== THE REQUEST ==
Copy the data that follows, character for character, minus the pictures.

== RAW DATA ==
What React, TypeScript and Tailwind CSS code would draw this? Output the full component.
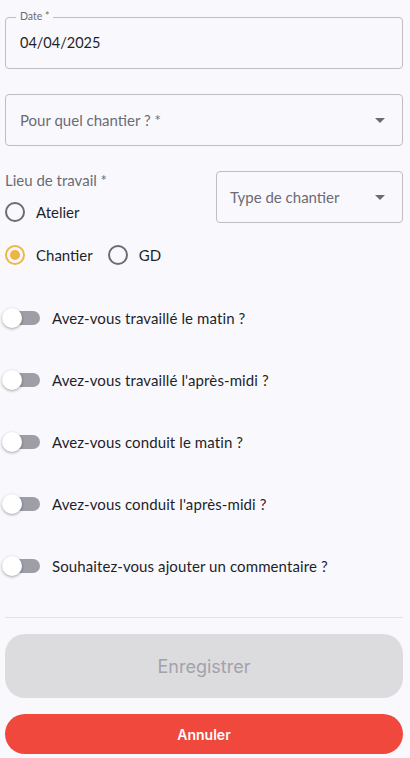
import React from "react";

const font = { fontFamily: "Lato, 'Noto Sans', sans-serif" };

function Arrow() {
  return (
    <svg width="10" height="5" viewBox="0 0 10 5" className="shrink-0">
      <path d="M0 0 L10 0 L5 5 Z" fill="#6b6b73" />
    </svg>
  );
}

function Radio({ checked, label }: { checked?: boolean; label: string }) {
  return (
    <div className="flex items-center">
      <div
        className={`w-[20px] h-[20px] rounded-full border-2 flex items-center justify-center ${
          checked ? "border-[#f0b445]" : "border-[#6b6b76]"
        }`}
      >
        {checked && <div className="w-[10px] h-[10px] rounded-full bg-[#f0b445]" />}
      </div>
      <span className="ml-[11px] text-[15px] text-[#1f1f2a]">{label}</span>
    </div>
  );
}

function Toggle({ label }: { label: string }) {
  return (
    <div className="flex items-center h-[20px] ml-[-3px]">
      <div className="relative w-[38px] h-[20px] shrink-0">
        <div className="absolute left-[6px] top-[3px] w-[32px] h-[14px] rounded-full bg-[#9d9ea6]" />
        <div className="absolute left-0 top-0 w-[20px] h-[20px] rounded-full bg-white shadow-[0_1px_3px_rgba(0,0,0,0.35)]" />
      </div>
      <span className="ml-[12px] text-[15px] text-[#1f1f2a] tracking-[0.1px]">{label}</span>
    </div>
  );
}

export default function App() {
  return (
    <div className="w-[410px] h-[758px] bg-[#f9f9fd] pl-[5px] pr-[7px] overflow-hidden" style={font}>
      {/* Date */}
      <div className="pt-[17px]">
        <div className="relative h-[52px] border border-[#bdbdc4] rounded-[4px] flex items-center px-[14px]">
          <span className="absolute -top-[9px] left-[10px] bg-[#f9f9fd] px-[4px] text-[10.5px] text-[#6b6b76]">
            Date *
          </span>
          <span className="text-[14.5px] text-[#1f1f2a]">04/04/2025</span>
        </div>
      </div>
      {/* Chantier select */}
      <div className="mt-[25px] h-[52px] border border-[#bdbdc4] rounded-[4px] flex items-center justify-between pl-[14px] pr-[17px]">
        <span className="text-[15px] text-[#6b6b76]">Pour quel chantier ? *</span>
        <Arrow />
      </div>
      {/* Lieu + Type */}
      <div className="mt-[25px] flex justify-between">
        <div className="flex flex-col">
          <span className="text-[15px] text-[#6b6b76] leading-[20px] mt-[-1px]">Lieu de travail *</span>
          <div className="mt-[11px]">
            <Radio label="Atelier" />
          </div>
        </div>
        <div className="w-[187px] h-[52px] border border-[#bdbdc4] rounded-[4px] flex items-center justify-between pl-[13px] pr-[17px]">
          <span className="text-[15px] text-[#6b6b76]">Type de chantier</span>
          <Arrow />
        </div>
      </div>
      <div className="mt-[20px] flex items-center gap-[15px]">
        <Radio checked label="Chantier" />
        <Radio label="GD" />
      </div>
      {/* Toggles */}
      <div className="mt-[42px] flex flex-col gap-[42px]">
        <Toggle label="Avez-vous travaillé le matin ?" />
        <Toggle label="Avez-vous travaillé l'après-midi ?" />
        <Toggle label="Avez-vous conduit le matin ?" />
        <Toggle label="Avez-vous conduit l'après-midi ?" />
        <Toggle label="Souhaitez-vous ajouter un commentaire ?" />
      </div>
      <div className="mt-[41px] h-px bg-[#e3e3ea]" />
      <button
        className="mt-[16px] w-full h-[64px] rounded-[20px] bg-[#dcdcde] text-[18px] text-[#a2a2ab]"
        style={{ fontFamily: "Inter, sans-serif" }}
      >
        Enregistrer
      </button>
      <button
        className="mt-[16px] w-full h-[40px] rounded-full bg-[#f0483c] text-[14px] font-semibold text-white"
        style={{ fontFamily: "Inter, sans-serif" }}
      >
        Annuler
      </button>
    </div>
  );
}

== ANSWER TO THE PROBLEM ==
What React, TypeScript and Tailwind CSS code would draw this? Output the full component.
import React from "react";

const font = { fontFamily: "Lato, 'Noto Sans', sans-serif" };

function Arrow() {
  return (
    <svg width="10" height="5" viewBox="0 0 10 5" className="shrink-0">
      <path d="M0 0 L10 0 L5 5 Z" fill="#6b6b73" />
    </svg>
  );
}

function Radio({ checked, label }: { checked?: boolean; label: string }) {
  return (
    <div className="flex items-center">
      <div
        className={`w-[20px] h-[20px] rounded-full border-2 flex items-center justify-center ${
          checked ? "border-[#f0b445]" : "border-[#6b6b76]"
        }`}
      >
        {checked && <div className="w-[10px] h-[10px] rounded-full bg-[#f0b445]" />}
      </div>
      <span className="ml-[11px] text-[15px] text-[#1f1f2a]">{label}</span>
    </div>
  );
}

function Toggle({ label }: { label: string }) {
  return (
    <div className="flex items-center h-[20px] ml-[-3px]">
      <div className="relative w-[38px] h-[20px] shrink-0">
        <div className="absolute left-[6px] top-[3px] w-[32px] h-[14px] rounded-full bg-[#9d9ea6]" />
        <div className="absolute left-0 top-0 w-[20px] h-[20px] rounded-full bg-white shadow-[0_1px_3px_rgba(0,0,0,0.35)]" />
      </div>
      <span className="ml-[12px] text-[15px] text-[#1f1f2a] tracking-[0.1px]">{label}</span>
    </div>
  );
}

export default function App() {
  return (
    <div className="w-[410px] h-[758px] bg-[#f9f9fd] pl-[5px] pr-[7px] overflow-hidden" style={font}>
      {/* Date */}
      <div className="pt-[17px]">
        <div className="relative h-[52px] border border-[#bdbdc4] rounded-[4px] flex items-center px-[14px]">
          <span className="absolute -top-[9px] left-[10px] bg-[#f9f9fd] px-[4px] text-[10.5px] text-[#6b6b76]">
            Date *
          </span>
          <span className="text-[14.5px] text-[#1f1f2a]">04/04/2025</span>
        </div>
      </div>
      {/* Chantier select */}
      <div className="mt-[25px] h-[52px] border border-[#bdbdc4] rounded-[4px] flex items-center justify-between pl-[14px] pr-[17px]">
        <span className="text-[15px] text-[#6b6b76]">Pour quel chantier ? *</span>
        <Arrow />
      </div>
      {/* Lieu + Type */}
      <div className="mt-[25px] flex justify-between">
        <div className="flex flex-col">
          <span className="text-[15px] text-[#6b6b76] leading-[20px] mt-[-1px]">Lieu de travail *</span>
          <div className="mt-[11px]">
            <Radio label="Atelier" />
          </div>
        </div>
        <div className="w-[187px] h-[52px] border border-[#bdbdc4] rounded-[4px] flex items-center justify-between pl-[13px] pr-[17px]">
          <span className="text-[15px] text-[#6b6b76]">Type de chantier</span>
          <Arrow />
        </div>
      </div>
      <div className="mt-[20px] flex items-center gap-[15px]">
        <Radio checked label="Chantier" />
        <Radio label="GD" />
      </div>
      {/* Toggles */}
      <div className="mt-[42px] flex flex-col gap-[42px]">
        <Toggle label="Avez-vous travaillé le matin ?" />
        <Toggle label="Avez-vous travaillé l'après-midi ?" />
        <Toggle label="Avez-vous conduit le matin ?" />
        <Toggle label="Avez-vous conduit l'après-midi ?" />
        <Toggle label="Souhaitez-vous ajouter un commentaire ?" />
      </div>
      <div className="mt-[41px] h-px bg-[#e3e3ea]" />
      <button
        className="mt-[16px] w-full h-[64px] rounded-[20px] bg-[#dcdcde] text-[18px] text-[#a2a2ab]"
        style={{ fontFamily: "Inter, sans-serif" }}
      >
        Enregistrer
      </button>
      <button
        className="mt-[16px] w-full h-[40px] rounded-full bg-[#f0483c] text-[14px] font-semibold text-white"
        style={{ fontFamily: "Inter, sans-serif" }}
      >
        Annuler
      </button>
    </div>
  );
}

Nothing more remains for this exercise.